Following their divorce, the husband’s counsel argued that the wife’s financial claims subject to the strictures of the contrat de marriage, even though the agreement had been signed in France before the couple moved to England. Not unnaturally based on the provisions of French law, the agreement set out the division of assets between the couple.
In a detailed High Court ruling, Mrs Justice Roberts explained:
“Under its terms, the legal presumption under French law was that each would keep his or her own assets, whether in existence at the time or subsequently acquired, separate and free from any claim by the other unless jointly acquired and specifically held in joint (or common) ownership.”

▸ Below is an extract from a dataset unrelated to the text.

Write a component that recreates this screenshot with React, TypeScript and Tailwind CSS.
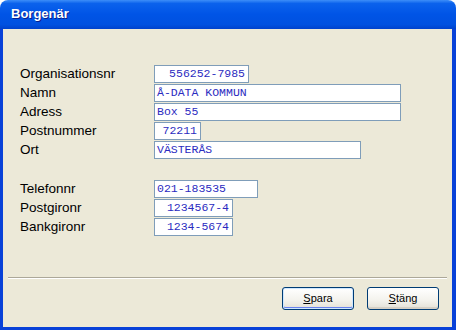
import React from "react";

const Field = ({ label, value, w, align = "left" }: { label: string; value: string; w: string; align?: "left" | "right" }) => (
  <div className="flex items-center h-[18px]">
    <div className="w-[134px] text-[13.5px] leading-none text-black" style={{}}>{label}</div>
    <div
      className={`${w} h-[18px] bg-white border border-[#7F9DB9] flex items-center ${align === "right" ? "justify-end pr-[3px]" : "pl-[2px]"} text-[11.5px] text-[#2b2bbf] whitespace-pre [font-family:'Liberation_Mono',monospace]`}
    >
      {value}
    </div>
  </div>
);

const Btn = ({ first, rest, def }: { first: string; rest: string; def?: boolean }) => (
  <div
    className={`w-[72px] h-[23px] rounded-[3px] border border-[#003C74] bg-[linear-gradient(#ffffff,#f3f2ec_60%,#e3e0d6)] flex items-center justify-center text-[11px] text-black ${def ? "shadow-[inset_0_0_0_1px_#CEE7FF,inset_0_-1px_0_1px_#6982EE]" : "shadow-[inset_0_-2px_0_#D6D0C5]"}`}
  >
    <span><span className="underline">{first}</span>{rest}</span>
  </div>
);

export default function App() {
  return (
    <div className="w-[456px] h-[330px] bg-white flex flex-col [font-family:'Liberation_Sans',Arial,sans-serif]">
      <div className="h-[29px] rounded-t-[8px] bg-[linear-gradient(#3D8EF8_0%,#0B62EC_12%,#0054E6_50%,#0051E0_85%,#0042CC_100%)] flex items-center pl-[11px] pb-[1px]">
        <span className="text-white font-bold text-[13px] [text-shadow:1px_1px_0_#0A1E8C]">Borgenär</span>
      </div>
      <div className="flex-1 flex flex-col bg-[#ECE9D8] border-l-[3px] border-r-[4px] border-b-[3px] border-[#0841D8]">
        <div className="pt-[36px] pl-[17px] flex flex-col gap-[1px]">
          <Field label="Organisationsnr" value="556252-7985" w="w-[95px]" align="right" />
          <Field label="Namn" value="Å-DATA KOMMUN" w="w-[247px]" />
          <Field label="Adress" value="Box 55" w="w-[247px]" />
          <Field label="Postnummer" value="72211" w="w-[47px]" align="right" />
          <Field label="Ort" value="VÄSTERÅS" w="w-[207px]" />
          <div className="h-[19px]" />
          <Field label="Telefonnr" value="021-183535" w="w-[104px]" />
          <Field label="Postgironr" value="1234567-4" w="w-[79px]" align="right" />
          <Field label="Bankgironr" value="1234-5674" w="w-[79px]" align="right" />
        </div>
        <div className="flex-1" />
        <div className="mx-[5px] border-t border-[#ACA899] border-b border-b-white" />
        <div className="flex justify-end gap-[13px] pt-[8px] pb-[17px] pr-[13px]">
          <Btn first="S" rest="para" def />
          <Btn first="S" rest="täng" />
        </div>
      </div>
    </div>
  );
}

If they had remained in France the agreement would have legally binding. In England and Wales, by contrast, prenuptial agreement do not currently have a fixed status in law and are only taken into consideration by the courts. Earlier this year, however, the Law Commission did recommend the introduction of binding prenuptial legislation.
The husband’s counsel cited the much discussed Supreme Court ruling in the 2010 case of Radmacher v Granatino in arguing that the couple’s agreement should “a central and magnetic prominence in terms of its pull towards a financial outcome for this couple”.

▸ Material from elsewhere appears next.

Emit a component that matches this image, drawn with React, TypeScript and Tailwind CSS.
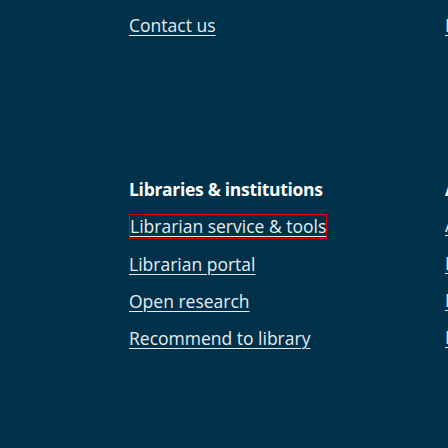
export default function App() {
  const font = { fontFamily: '"Open Sans", "Noto Sans", sans-serif' };
  return (
    <div
      className="h-screen w-full overflow-hidden bg-[#00314a] pl-[129px] text-[17.5px] text-[#e8ecef] flex"
      style={font}
    >
      <div className="w-[316px] shrink-0 pt-[13px]">
        <div className="leading-[24px]">
          <a href="#" className="underline underline-offset-[3px] decoration-1">Contact us</a>
        </div>
        <h3 className="mt-[140px] font-bold text-white leading-[24px] tracking-[-0.3px]">
          Libraries &amp; institutions
        </h3>
        <ul className="mt-[12px] flex flex-col gap-[13px]">
          <li>
            <a href="#" className="inline-block border border-[#e00000] leading-[23px] underline underline-offset-[3px] decoration-1">
              Librarian service &amp; tools
            </a>
          </li>
          <li className="leading-[24px]">
            <a href="#" className="underline underline-offset-[3px] decoration-1">Librarian portal</a>
          </li>
          <li className="leading-[24px]">
            <a href="#" className="underline underline-offset-[3px] decoration-1">Open research</a>
          </li>
          <li className="leading-[24px]">
            <a href="#" className="underline underline-offset-[3px] decoration-1">Recommend to library</a>
          </li>
        </ul>
      </div>
      <div className="w-[316px] shrink-0 pt-[13px]">
        <div className="leading-[24px]">
          <a href="#" className="underline underline-offset-[3px] decoration-1">Help and support</a>
        </div>
        <h3 className="mt-[140px] font-bold text-white leading-[24px]">Authors &amp; editors</h3>
        <ul className="mt-[12px] flex flex-col gap-[13px]">
          <li className="leading-[25px]">
            <a href="#" className="underline underline-offset-[3px] decoration-1">Authors</a>
          </li>
          <li className="leading-[24px]">
            <a href="#" className="underline underline-offset-[3px] decoration-1">Editors</a>
          </li>
          <li className="leading-[24px]">
            <a href="#" className="underline underline-offset-[3px] decoration-1">Reviewers</a>
          </li>
          <li className="leading-[24px]">
            <a href="#" className="underline underline-offset-[3px] decoration-1">Lifelong learners</a>
          </li>
        </ul>
      </div>
    </div>
  );
}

However, the Judge concluded that the wife had had a more “emotionally intuitive” approach the marriage than her husband and that while she had understood the function of the contract when she signed it, she had not had:
“..any proper or informed understanding of the fact that, were the marriage to founder many years down the road and regardless of what their circumstances might be at the time, she would be confined to a financial outcome which resulted in a significant divergence of equality between the parties.”
This is a judgement which cogently sets out the state of the current law in relation to prenuptial agreements and it is well worth a read. We can’t do it full justice in such a short report.
However, there is one other interesting point, one that readers of this blog often enquire about. To whom should child support be paid whilst the children are away at University? This is dealt with by provision of a “roofing allowance” to the parent where the child is usually based. Her Ladyship awarded £20,000 per year plus school fees for the youngest child (the older two are already in their 20s) – a reasonable sum for a wealthy couple living in London and a useful monitor for similar cases. At tertirary stage – i.e. university – the roofing allowance would be set at £5,000, with their father meeting all their other needs direct.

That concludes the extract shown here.